#### Information supplied:
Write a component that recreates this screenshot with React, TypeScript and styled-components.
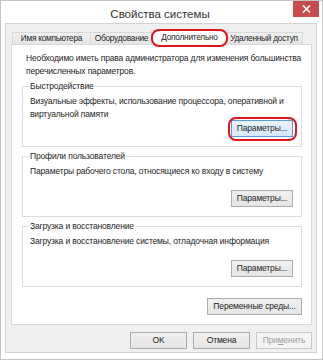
import styled, { createGlobalStyle } from "styled-components";

const Global = createGlobalStyle`
  html, body {
    margin: 0;
    padding: 0;
    background: #ffffff;
  }
  body {
    font-family: "Liberation Sans", Arial, sans-serif;
    color: #1e1e1e;
  }
`;

const Window = styled.div`
  width: 323px;
  height: 360px;
  box-sizing: border-box;
  border: 1px solid #c4c4c4;
  background: #ffffff;
  display: flex;
  flex-direction: column;
`;

const TitleBar = styled.div`
  height: 22px;
  display: grid;
  grid-template-columns: 1fr auto 1fr;
  align-items: start;
  padding-right: 3px;

  .title {
    grid-column: 2;
    font-size: 11.5px;
    line-height: 22px;
    padding-top: 2px;
    color: #333333;
  }
`;

const CloseButton = styled.div`
  grid-column: 3;
  justify-self: end;
  width: 26px;
  height: 16px;
  background: #c94b4b;
  display: flex;
  align-items: center;
  justify-content: center;
`;

const Frame = styled.div`
  flex: 1;
  display: flex;
  padding: 0 5px 6px 4px;
`;

const Client = styled.div`
  flex: 1;
  display: flex;
  flex-direction: column;
  background: #f0f0f0;
  border: 1px solid #d2d2d2;
  padding: 6px 4px 3px 5px;
`;

const TabRow = styled.div`
  display: flex;
  align-items: flex-end;
  padding-left: 1px;
  height: 15px;
  margin-bottom: -1px;
  position: relative;
  z-index: 1;
`;

const Tab = styled.div<{ $w: number; $active?: boolean }>`
  position: relative;
  flex-shrink: 0;
  box-sizing: border-box;
  width: ${(p) => p.$w}px;
  height: ${(p) => (p.$active ? 15 : 13)}px;
  margin-left: ${(p) => (p.$active ? -2 : -1)}px;
  margin-right: ${(p) => (p.$active ? -2 : 0)}px;
  border: 1px solid #d9d9d9;
  border-bottom: ${(p) => (p.$active ? "none" : "1px solid #d9d9d9")};
  background: ${(p) =>
    p.$active ? "#ffffff" : "linear-gradient(#f0f0f0, #e5e5e5)"};
  z-index: ${(p) => (p.$active ? 2 : 1)};
  font-size: 8.3px;
  line-height: ${(p) => (p.$active ? 13 : 11)}px;
  text-align: center;
  white-space: nowrap;
  letter-spacing: -0.25px;

  &:first-child {
    margin-left: 0;
  }
`;

const Mark = styled.span<{ $t: number; $r: number; $b: number; $l: number }>`
  position: absolute;
  top: ${(p) => p.$t}px;
  right: ${(p) => p.$r}px;
  bottom: ${(p) => p.$b}px;
  left: ${(p) => p.$l}px;
  border: 2px solid #e3131b;
  border-radius: 8px;
  pointer-events: none;
  z-index: 3;
`;

const Panel = styled.div`
  flex: 1;
  background: #ffffff;
  border: 1px solid #d9d9d9;
  padding: 7px 9px 0 10px;
  display: flex;
  flex-direction: column;
`;

const Text = styled.div`
  font-size: 8.5px;
  line-height: 13px;
  letter-spacing: -0.15px;
  white-space: nowrap;
`;

const Intro = styled(Text)`
  padding-left: 4px;
`;

const Group = styled.fieldset`
  margin: 3px 0 0 0;
  padding: 2px 8px 9px 7px;
  border: 1px solid #dcdcdc;
  min-width: 0;

  &:first-of-type {
    margin-top: 2px;
  }

  legend {
    font-size: 8.5px;
    line-height: 13px;
    letter-spacing: -0.15px;
    padding: 0 1px;
    margin-left: -1px;
  }
`;

const Desc = styled(Text)`
  line-height: 12.5px;
  min-height: 25px;
`;

const Right = styled.div`
  display: flex;
  justify-content: flex-end;
`;

const Button = styled.div<{ $w: number; $focus?: boolean; $disabled?: boolean }>`
  position: relative;
  box-sizing: border-box;
  width: ${(p) => p.$w}px;
  height: 17px;
  border: 1px solid
    ${(p) => (p.$focus ? "#5b9bd5" : p.$disabled ? "#c8c8c8" : "#acacac")};
  background: ${(p) =>
    p.$focus
      ? "linear-gradient(#e8f2fc, #d6e8fa)"
      : p.$disabled
      ? "#f4f4f4"
      : "linear-gradient(#f0f0f0, #e5e5e5)"};
  color: ${(p) => (p.$disabled ? "#9e9e9e" : "#1e1e1e")};
  font-size: 8.5px;
  line-height: 15px;
  letter-spacing: -0.15px;
  text-align: center;
  white-space: nowrap;
`;

const EnvRow = styled(Right)`
  margin-top: 11px;
`;

const Footer = styled.div`
  display: flex;
  justify-content: flex-end;
  gap: 6px;
  margin-top: 7px;
`;

function CloseIcon() {
  return (
    <svg width="9" height="8" viewBox="0 0 9 8">
      <path d="M1 0.5 L8 7.5 M8 0.5 L1 7.5" stroke="#ffffff" strokeWidth="1.6" />
    </svg>
  );
}

export default function App() {
  return (
    <>
      <Global />
      <Window>
        <TitleBar>
          <span className="title">Свойства системы</span>
          <CloseButton>
            <CloseIcon />
          </CloseButton>
        </TitleBar>
        <Frame>
          <Client>
            <TabRow>
              <Tab $w={79}>Имя компьютера</Tab>
              <Tab $w={63}>Оборудование</Tab>
              <Tab $w={77} $active>
                Дополнительно
                <Mark $t={-2} $r={-1} $b={-2} $l={-1} />
              </Tab>
              <Tab $w={78}>Удаленный доступ</Tab>
            </TabRow>
            <Panel>
              <Intro>
                Необходимо иметь права администратора для изменения большинства
                <br />
                перечисленных параметров.
              </Intro>

              <Group>
                <legend>Быстродействие</legend>
                <Desc>
                  Визуальные эффекты, использование процессора, оперативной и
                  <br />
                  виртуальной памяти
                </Desc>
                <Right>
                  <Button $w={62} $focus>
                    Параметры...
                    <Mark $t={-4} $r={-5} $b={-5} $l={-4} />
                  </Button>
                </Right>
              </Group>

              <Group>
                <legend>Профили пользователей</legend>
                <Desc>Параметры рабочего стола, относящиеся ко входу в систему</Desc>
                <Right>
                  <Button $w={62}>Параметры...</Button>
                </Right>
              </Group>

              <Group>
                <legend>Загрузка и восстановление</legend>
                <Desc>Загрузка и восстановление системы, отладочная информация</Desc>
                <Right>
                  <Button $w={62}>Параметры...</Button>
                </Right>
              </Group>

              <EnvRow>
                <Button $w={95}>Переменные среды...</Button>
              </EnvRow>
            </Panel>
            <Footer>
              <Button $w={57}>OK</Button>
              <Button $w={57}>Отмена</Button>
              <Button $w={56} $disabled>
                При<u>м</u>енить
              </Button>
            </Footer>
          </Client>
        </Frame>
      </Window>
    </>
  );
}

#### Written problem:
Skipping the pictures, transcribe each line above exactly as it appears.

#### Output of the task:
Write a component that recreates this screenshot with React, TypeScript and styled-components.
import styled, { createGlobalStyle } from "styled-components";

const Global = createGlobalStyle`
  html, body {
    margin: 0;
    padding: 0;
    background: #ffffff;
  }
  body {
    font-family: "Liberation Sans", Arial, sans-serif;
    color: #1e1e1e;
  }
`;

const Window = styled.div`
  width: 323px;
  height: 360px;
  box-sizing: border-box;
  border: 1px solid #c4c4c4;
  background: #ffffff;
  display: flex;
  flex-direction: column;
`;

const TitleBar = styled.div`
  height: 22px;
  display: grid;
  grid-template-columns: 1fr auto 1fr;
  align-items: start;
  padding-right: 3px;

  .title {
    grid-column: 2;
    font-size: 11.5px;
    line-height: 22px;
    padding-top: 2px;
    color: #333333;
  }
`;

const CloseButton = styled.div`
  grid-column: 3;
  justify-self: end;
  width: 26px;
  height: 16px;
  background: #c94b4b;
  display: flex;
  align-items: center;
  justify-content: center;
`;

const Frame = styled.div`
  flex: 1;
  display: flex;
  padding: 0 5px 6px 4px;
`;

const Client = styled.div`
  flex: 1;
  display: flex;
  flex-direction: column;
  background: #f0f0f0;
  border: 1px solid #d2d2d2;
  padding: 6px 4px 3px 5px;
`;

const TabRow = styled.div`
  display: flex;
  align-items: flex-end;
  padding-left: 1px;
  height: 15px;
  margin-bottom: -1px;
  position: relative;
  z-index: 1;
`;

const Tab = styled.div<{ $w: number; $active?: boolean }>`
  position: relative;
  flex-shrink: 0;
  box-sizing: border-box;
  width: ${(p) => p.$w}px;
  height: ${(p) => (p.$active ? 15 : 13)}px;
  margin-left: ${(p) => (p.$active ? -2 : -1)}px;
  margin-right: ${(p) => (p.$active ? -2 : 0)}px;
  border: 1px solid #d9d9d9;
  border-bottom: ${(p) => (p.$active ? "none" : "1px solid #d9d9d9")};
  background: ${(p) =>
    p.$active ? "#ffffff" : "linear-gradient(#f0f0f0, #e5e5e5)"};
  z-index: ${(p) => (p.$active ? 2 : 1)};
  font-size: 8.3px;
  line-height: ${(p) => (p.$active ? 13 : 11)}px;
  text-align: center;
  white-space: nowrap;
  letter-spacing: -0.25px;

  &:first-child {
    margin-left: 0;
  }
`;

const Mark = styled.span<{ $t: number; $r: number; $b: number; $l: number }>`
  position: absolute;
  top: ${(p) => p.$t}px;
  right: ${(p) => p.$r}px;
  bottom: ${(p) => p.$b}px;
  left: ${(p) => p.$l}px;
  border: 2px solid #e3131b;
  border-radius: 8px;
  pointer-events: none;
  z-index: 3;
`;

const Panel = styled.div`
  flex: 1;
  background: #ffffff;
  border: 1px solid #d9d9d9;
  padding: 7px 9px 0 10px;
  display: flex;
  flex-direction: column;
`;

const Text = styled.div`
  font-size: 8.5px;
  line-height: 13px;
  letter-spacing: -0.15px;
  white-space: nowrap;
`;

const Intro = styled(Text)`
  padding-left: 4px;
`;

const Group = styled.fieldset`
  margin: 3px 0 0 0;
  padding: 2px 8px 9px 7px;
  border: 1px solid #dcdcdc;
  min-width: 0;

  &:first-of-type {
    margin-top: 2px;
  }

  legend {
    font-size: 8.5px;
    line-height: 13px;
    letter-spacing: -0.15px;
    padding: 0 1px;
    margin-left: -1px;
  }
`;

const Desc = styled(Text)`
  line-height: 12.5px;
  min-height: 25px;
`;

const Right = styled.div`
  display: flex;
  justify-content: flex-end;
`;

const Button = styled.div<{ $w: number; $focus?: boolean; $disabled?: boolean }>`
  position: relative;
  box-sizing: border-box;
  width: ${(p) => p.$w}px;
  height: 17px;
  border: 1px solid
    ${(p) => (p.$focus ? "#5b9bd5" : p.$disabled ? "#c8c8c8" : "#acacac")};
  background: ${(p) =>
    p.$focus
      ? "linear-gradient(#e8f2fc, #d6e8fa)"
      : p.$disabled
      ? "#f4f4f4"
      : "linear-gradient(#f0f0f0, #e5e5e5)"};
  color: ${(p) => (p.$disabled ? "#9e9e9e" : "#1e1e1e")};
  font-size: 8.5px;
  line-height: 15px;
  letter-spacing: -0.15px;
  text-align: center;
  white-space: nowrap;
`;

const EnvRow = styled(Right)`
  margin-top: 11px;
`;

const Footer = styled.div`
  display: flex;
  justify-content: flex-end;
  gap: 6px;
  margin-top: 7px;
`;

function CloseIcon() {
  return (
    <svg width="9" height="8" viewBox="0 0 9 8">
      <path d="M1 0.5 L8 7.5 M8 0.5 L1 7.5" stroke="#ffffff" strokeWidth="1.6" />
    </svg>
  );
}

export default function App() {
  return (
    <>
      <Global />
      <Window>
        <TitleBar>
          <span className="title">Свойства системы</span>
          <CloseButton>
            <CloseIcon />
          </CloseButton>
        </TitleBar>
        <Frame>
          <Client>
            <TabRow>
              <Tab $w={79}>Имя компьютера</Tab>
              <Tab $w={63}>Оборудование</Tab>
              <Tab $w={77} $active>
                Дополнительно
                <Mark $t={-2} $r={-1} $b={-2} $l={-1} />
              </Tab>
              <Tab $w={78}>Удаленный доступ</Tab>
            </TabRow>
            <Panel>
              <Intro>
                Необходимо иметь права администратора для изменения большинства
                <br />
                перечисленных параметров.
              </Intro>

              <Group>
                <legend>Быстродействие</legend>
                <Desc>
                  Визуальные эффекты, использование процессора, оперативной и
                  <br />
                  виртуальной памяти
                </Desc>
                <Right>
                  <Button $w={62} $focus>
                    Параметры...
                    <Mark $t={-4} $r={-5} $b={-5} $l={-4} />
                  </Button>
                </Right>
              </Group>

              <Group>
                <legend>Профили пользователей</legend>
                <Desc>Параметры рабочего стола, относящиеся ко входу в систему</Desc>
                <Right>
                  <Button $w={62}>Параметры...</Button>
                </Right>
              </Group>

              <Group>
                <legend>Загрузка и восстановление</legend>
                <Desc>Загрузка и восстановление системы, отладочная информация</Desc>
                <Right>
                  <Button $w={62}>Параметры...</Button>
                </Right>
              </Group>

              <EnvRow>
                <Button $w={95}>Переменные среды...</Button>
              </EnvRow>
            </Panel>
            <Footer>
              <Button $w={57}>OK</Button>
              <Button $w={57}>Отмена</Button>
              <Button $w={56} $disabled>
                При<u>м</u>енить
              </Button>
            </Footer>
          </Client>
        </Frame>
      </Window>
    </>
  );
}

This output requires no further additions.